Cover_TranssiberianPrincesasTRANSSIBERIAN / PRINCESAS

Alfonso de Vilallonga, 2014, Caldera
27 tracks, 56:27

The score for Brad Anderson’s 2008 thriller “Transsiberian” finally gets an album release, courtesy of Caldera records. Also includes music from “Princesas”. Both score by Alfonso de Vilallonga.

Review by Pete Simons

What is it?

“Transsiberian” is a thriller from 2008 directed by Brad Anderson (of “Session 9”, “The Machinist”, “Stonehearst Asylum“). A Trans-Siberian train journey from China to Moscow becomes a thrilling chase of deception and murder when an American couple encounters a mysterious pair of fellow travelers. It features an impressive cast, including Wood Harrelson, Ben Kingsley and Emily Mortimer.

Not only is Brad Anderson a gifted filmmaker, he also has a great ear for music. He’s worked with Roque Banos, Lucas Vidal and John Debney. The score for “Transsiberian” is written by Catalonian composer Alfonso de Vilallonga. As it’s a fairly short score, record label Caldera coupled it with “Princesas”, another short score from the Spanish composer.

As is common practice with Caldera, the album concludes with an audio commentary by the composer. Villalonga talks about his musical career and about “Transsiberian” and “Princesas” in particular. Whilst it’s the last track on the album, I’d recommend listening to it first, as it explains the composer’s intentions for both scores.

What does it sound like?

“Transsiberian” was Vilallonga’s first thriller score. Despite the use of a temp track, the composer insisted he approach the film from his own point of view. He wanted to do something a little less conventional that a typical thriller score. Villalonga wanted to base his score around the characters.

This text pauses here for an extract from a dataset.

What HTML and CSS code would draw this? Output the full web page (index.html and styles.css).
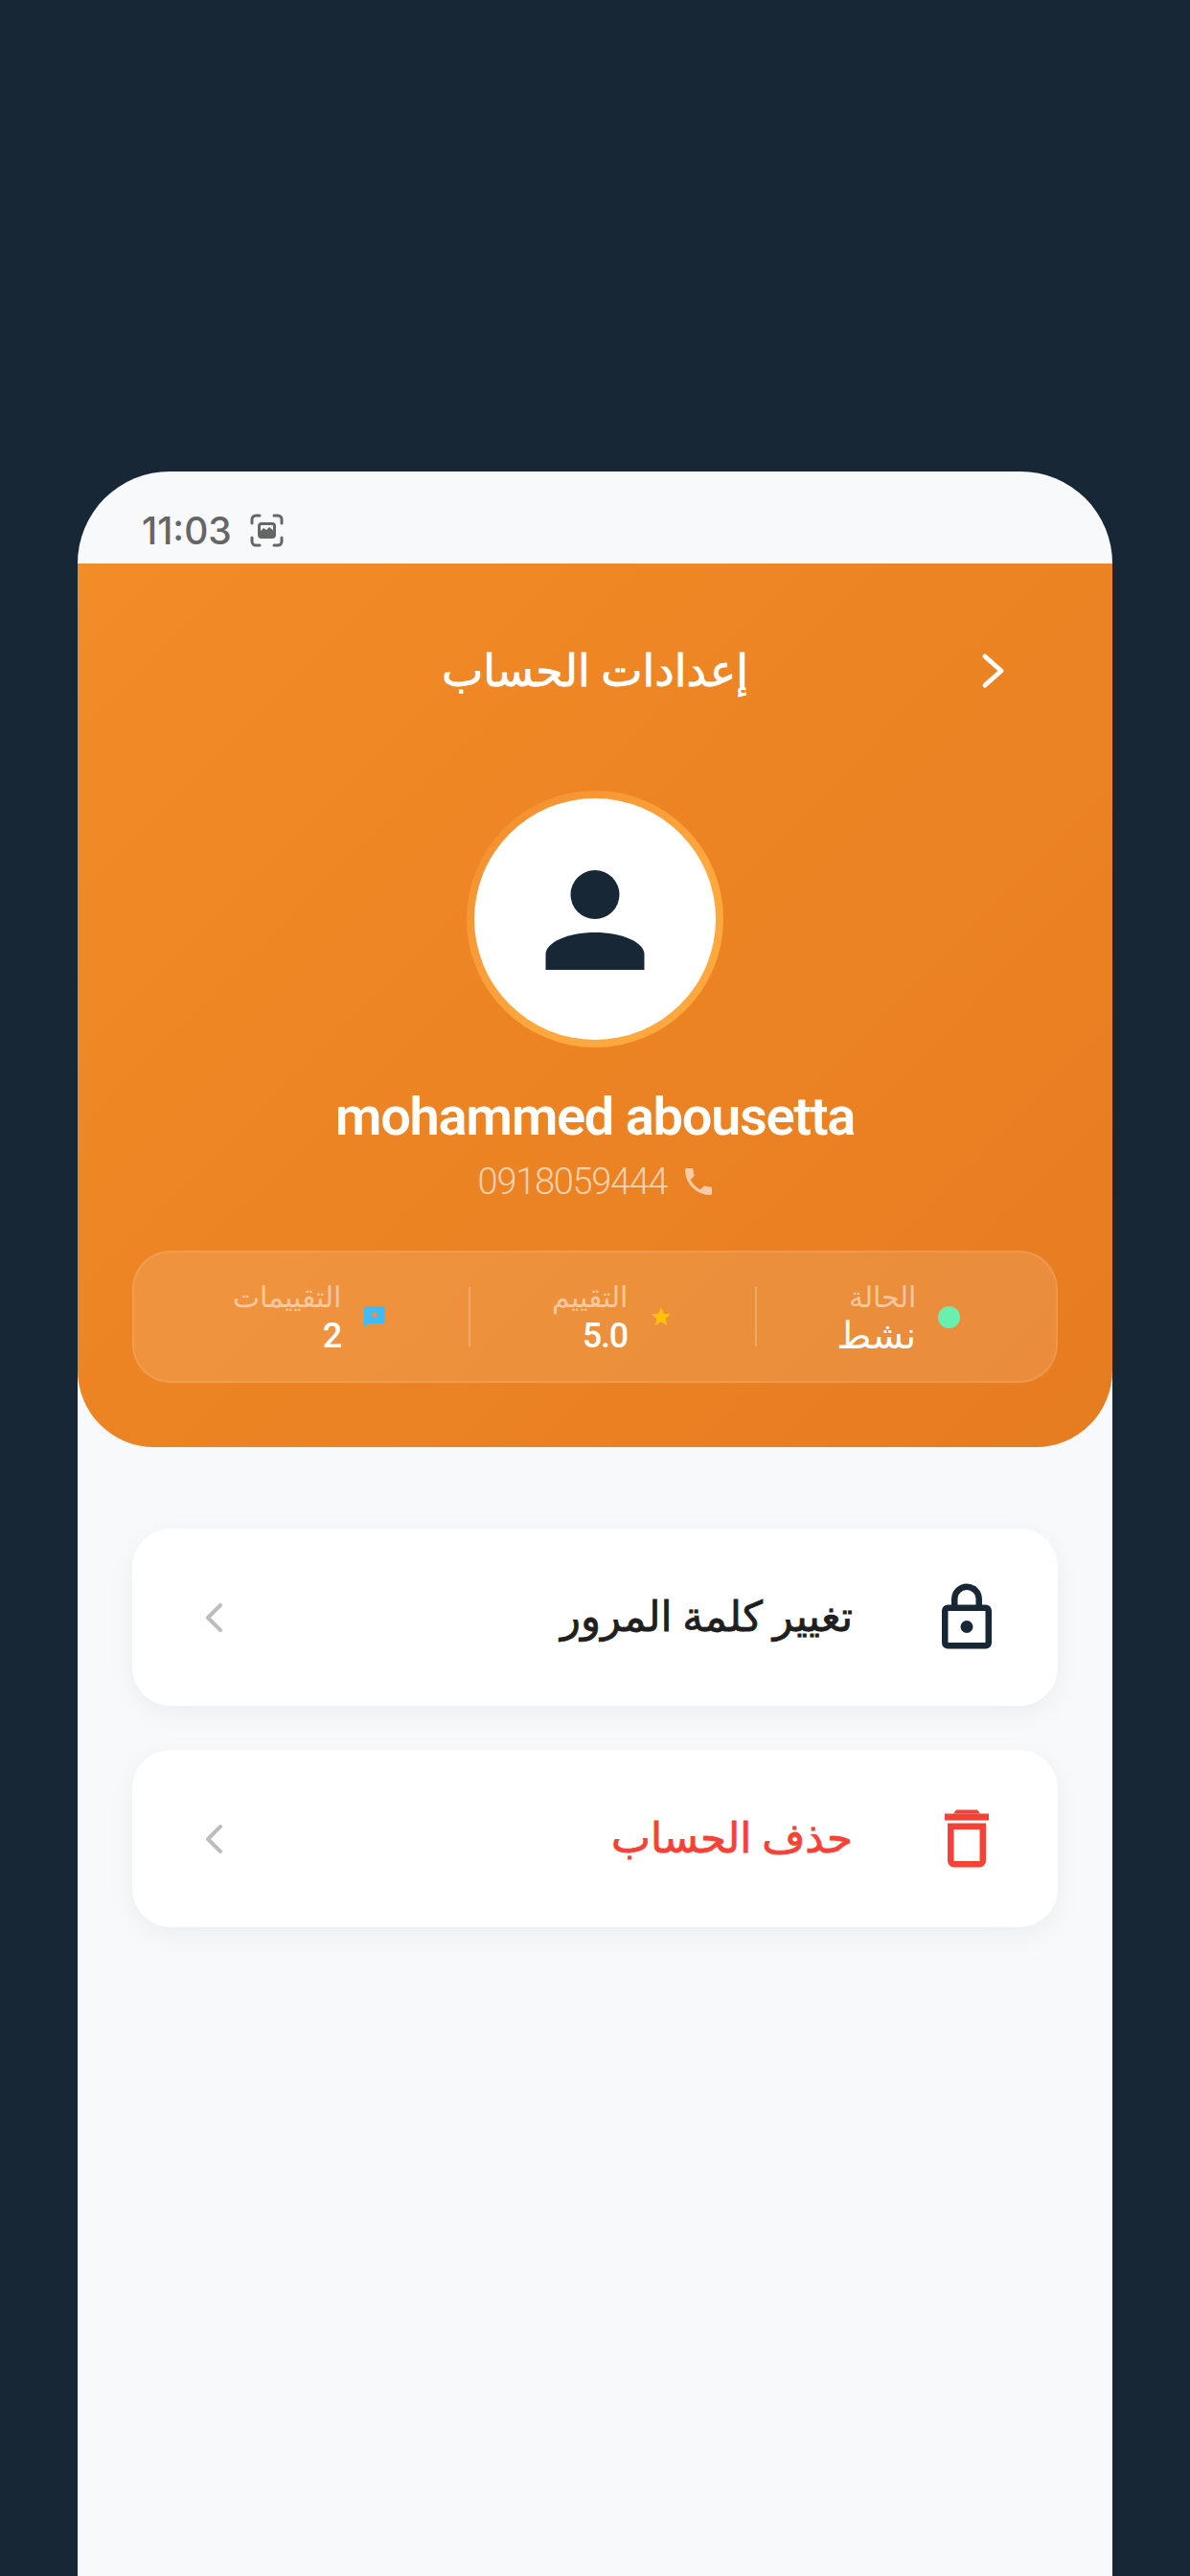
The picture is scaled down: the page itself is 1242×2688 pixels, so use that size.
FILE: index.html
```html
<!DOCTYPE html>
<html lang="ar">
<head>
    <meta charset="UTF-8">
    <meta name="viewport" content="width=device-width, initial-scale=1.0">
    <title>إعدادات الحساب</title>
    <link rel="stylesheet" href="styles.css">
</head>
<body>
    <div class="phone">
        <div class="status-bar">
            <span class="status-time">11:03</span>
            <svg class="status-shot" viewBox="0 0 35 35" fill="none" stroke="#666" stroke-width="3" stroke-linecap="round">
                <path d="M2 10V6a4 4 0 0 1 4-4h4M25 2h4a4 4 0 0 1 4 4v4M33 25v4a4 4 0 0 1-4 4h-4M10 33H6a4 4 0 0 1-4-4v-4"/>
                <rect x="9.5" y="10.5" width="16" height="14" rx="2.5"/>
                <path d="M10 19l4-4 3 2 3-3 5 4v5H10z" fill="#666" stroke="none"/>
            </svg>
        </div>

        <header class="account-header">
            <div class="title-row">
                <h1>إعدادات الحساب</h1>
                <div class="back-btn">
                    <svg viewBox="0 0 25 38" fill="none" stroke="#fff" stroke-width="5" stroke-linecap="round" stroke-linejoin="round">
                        <path d="M4 4l17 15L4 34"/>
                    </svg>
                </div>
            </div>

            <div class="avatar-ring">
                <div class="avatar">
                    <svg viewBox="0 0 104 104" fill="#182736">
                        <circle cx="52" cy="25.5" r="25.5"/>
                        <path d="M0.5 104V88C0.5 75 24 65 52 65s51.500 10 51.500 23v16z"/>
                    </svg>
                </div>
            </div>

            <div class="user-name">mohammed abousetta</div>
            <div class="user-phone">
                <svg viewBox="3 3 18 18" fill="#fff" fill-opacity="0.6">
                    <path d="M6.62 10.79c1.44 2.83 3.76 5.14 6.59 6.59l2.2-2.2c.27-.27.67-.36 1.02-.24 1.12.37 2.33.57 3.57.57.55 0 1 .45 1 1V20c0 .55-.45 1-1 1-9.39 0-17-7.61-17-17 0-.55.45-1 1-1h3.500c.55 0 1 .45 1 1 0 1.250.2 2.450.57 3.570.11.35.03.74-.25 1.020l-2.200 2.200z"/>
                </svg>
                <span>0918059444</span>
            </div>

            <div class="stats">
                <div class="stat stat-status">
                    <span class="status-dot"></span>
                    <div class="stat-text">
                        <div class="stat-label">الحالة</div>
                        <div class="stat-value stat-word">نشط</div>
                    </div>
                </div>
                <div class="stat">
                    <svg class="stat-icon" viewBox="0 0 24 24" fill="#ffc107">
                        <path d="M12 17.270L18.180 21l-1.640-7.030L22 9.240l-7.190-.61L12 2 9.190 8.630 2 9.240l5.460 4.730L5.820 21z"/>
                    </svg>
                    <div class="stat-text">
                        <div class="stat-label">التقييم</div>
                        <div class="stat-value">5.0</div>
                    </div>
                </div>
                <div class="stat">
                    <svg class="stat-icon" viewBox="0 0 24 24" fill="#3fbcf6" fill-rule="evenodd">
                        <path d="M3 1h18a2 2 0 0 1 2 2v14a2 2 0 0 1-2 2H6l-3 3-2 1V3a2 2 0 0 1 2-2zM12 5.500l1.400 3.100 3.100 1.400-3.100 1.400-1.400 3.100-1.400-3.100L7.500 10l3.100-1.400z"/>
                    </svg>
                    <div class="stat-text">
                        <div class="stat-label">التقييمات</div>
                        <div class="stat-value">2</div>
                    </div>
                </div>
            </div>
        </header>

        <div class="menu">
            <div class="menu-item">
                <svg class="menu-icon" viewBox="0 1.5 52 68" fill="none" stroke="#182736" stroke-width="6.500">
                    <path d="M13.250 24V16a12.750 12.750 0 0 1 25.500 0V24"/>
                    <rect x="3.250" y="25.250" width="45.500" height="39.500" rx="3"/>
                    <circle cx="26" cy="45" r="6.500" fill="#182736" stroke="none"/>
                </svg>
                <span class="menu-label">تغيير كلمة المرور</span>
                <svg class="menu-arrow" viewBox="0 0 18 30" fill="none" stroke="#bdbdbd" stroke-width="4" stroke-linecap="round" stroke-linejoin="round">
                    <path d="M16 2L3 15l13 13"/>
                </svg>
            </div>
            <div class="menu-item danger">
                <svg class="menu-icon" viewBox="0 0 52 68" fill="none" stroke="#f44336" stroke-width="6.500">
                    <path d="M3 11h46" stroke-width="7"/>
                    <path d="M12 7.500l3-4h22l3 4z" fill="#f44336" stroke="none"/>
                    <path d="M9.250 20.750h33.500v36a3.500 3.500 0 0 1-3.500 3.500h-26.500a3.500 3.500 0 0 1-3.500-3.500z"/>
                </svg>
                <span class="menu-label">حذف الحساب</span>
                <svg class="menu-arrow" viewBox="0 0 18 30" fill="none" stroke="#bdbdbd" stroke-width="4" stroke-linecap="round" stroke-linejoin="round">
                    <path d="M16 2L3 15l13 13"/>
                </svg>
            </div>
        </div>
    </div>
</body>
</html>
```

FILE: styles.css
```css
* {
    margin: 0;
    padding: 0;
    box-sizing: border-box;
}

body {
    background-color: #182736;
    height: 2688px;
    padding: 492px 81px 0;
    overflow: hidden;
    font-family: Roboto, "DejaVu Sans", sans-serif;
}

.phone {
    direction: rtl;
    height: 2196px;
    background-color: #f8f9fb;
    border-radius: 96px 96px 0 0;
    overflow: hidden;
}

/* status bar stays left to right */
.status-bar {
    direction: ltr;
    height: 96px;
    display: flex;
    align-items: center;
    gap: 19px;
    padding: 26px 0 0 67px;
}

.status-time {
    font-family: Inter, "Liberation Sans", sans-serif;
    font-size: 39px;
    font-weight: 500;
    color: #666;
}

.status-shot {
    width: 35px;
    height: 35px;
}

.account-header {
    height: 922px;
    padding: 64px 57px 0;
    display: flex;
    flex-direction: column;
    align-items: center;
    background: linear-gradient(135deg, #f38b27 0%, #e67c20 100%);
    border-radius: 0 0 80px 80px;
}

.title-row {
    width: 100%;
    height: 96px;
    display: grid;
    grid-template-columns: 1fr auto 1fr;
    align-items: center;
}

.title-row h1 {
    grid-column: 2;
    grid-row: 1;
    font-size: 46px;
    font-weight: 400;
    -webkit-text-stroke: 0.8px #fff;
    color: #fff;
}

.back-btn {
    grid-column: 1;
    grid-row: 1;
    padding-right: 55px;
    display: flex;
}

.back-btn svg {
    width: 25px;
    height: 38px;
}

.avatar-ring {
    width: 268px;
    height: 268px;
    margin-top: 77px;
    padding: 8px;
    border-radius: 50%;
    background: linear-gradient(135deg, #f39030 10%, #ffa83e 60%);
}

.avatar {
    width: 252px;
    height: 252px;
    padding-top: 75px;
    display: flex;
    justify-content: center;
    background-color: #fff;
    border-radius: 50%;
}

.avatar svg {
    width: 104px;
    height: 104px;
}

.user-name {
    margin-top: 38px;
    direction: ltr;
    font-family: Roboto, sans-serif;
    font-size: 56px;
    font-weight: 600;
    letter-spacing: -1.3px;
    line-height: 68px;
    color: #fff;
}

.user-phone {
    margin-top: 9px;
    display: flex;
    align-items: center;
    gap: 19px;
    height: 50px;
    color: rgba(255, 255, 255, 0.65);
    font-size: 38px;
    font-weight: 300;
    letter-spacing: -1.3px;
}

.user-phone svg {
    width: 28px;
    height: 28px;
}

.stats {
    width: 100%;
    height: 138px;
    margin-top: 47px;
    display: grid;
    grid-template-columns: 314px 299px 1fr;
    align-items: center;
    background-color: rgba(255, 255, 255, 0.12);
    border: 2px solid rgba(255, 255, 255, 0.1);
    border-radius: 40px;
}

.stat {
    height: 62px;
    display: flex;
    align-items: center;
    gap: 23px;
    padding-right: 86px;
    border-left: 2px solid rgba(255, 255, 255, 0.22);
}

.stat-status {
    padding-right: 100px;
}

.stat:last-child {
    border-left: 0;
}

.status-dot {
    width: 23px;
    height: 23px;
    border-radius: 50%;
    background-color: #69f0ae;
}

.stat-icon {
    width: 24px;
    height: 24px;
}

.stat-text {
    display: flex;
    flex-direction: column;
    gap: 4px;
}

.stat-label {
    font-size: 30px;
    font-weight: 300;
    line-height: 36px;
    color: rgba(255, 255, 255, 0.5);
}

.stat-value {
    font-size: 36px;
    font-weight: 500;
    letter-spacing: -1.2px;
    line-height: 36px;
    color: #fff;
}

.stat-word {
    font-size: 39px;
    letter-spacing: 0;
}

.menu {
    display: flex;
    flex-direction: column;
    gap: 46px;
    padding: 85px 57px 0;
}

.menu-item {
    height: 185px;
    display: flex;
    align-items: center;
    gap: 93px;
    padding: 0 69px 0 76px;
    background-color: #fff;
    border-radius: 40px;
    box-shadow: 0 8px 30px rgba(0, 0, 0, 0.05);
}

.menu-icon {
    width: 52px;
    height: 68px;
    overflow: visible;
}

.menu-label {
    flex: 1;
    font-size: 43.5px;
    font-weight: 400;
    -webkit-text-stroke: 0.8px currentColor;
    color: #1f1f1f;
}

.danger .menu-label {
    color: #f44336;
}

.menu-arrow {
    width: 18px;
    height: 30px;
}
```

The score is heavy on the strings (with an emphasis on solo violin and cello), but also features woodwinds, some horns, a little bit of percussion and piano. At times, cellos and double-basses are chugging away, huffing and puffing like the train itself. Especially in “Let’s Go Chase”,  a cue that Vilallonga himself describes as the most descriptive cue, as it has to move along with the film.

The album opens with “Vladivostok” which features dark chords and a hint of balalaika, given it a slight Russian feel. “All Aboard” is a livelier cue with a slow horn theme over a fast, syncopated rhythm for pizzicato strings. It is later reprised in “Irkutzk”, though the pluck violins have been replaced with staccato cello (or violas), almost imitating the rhythm of the train.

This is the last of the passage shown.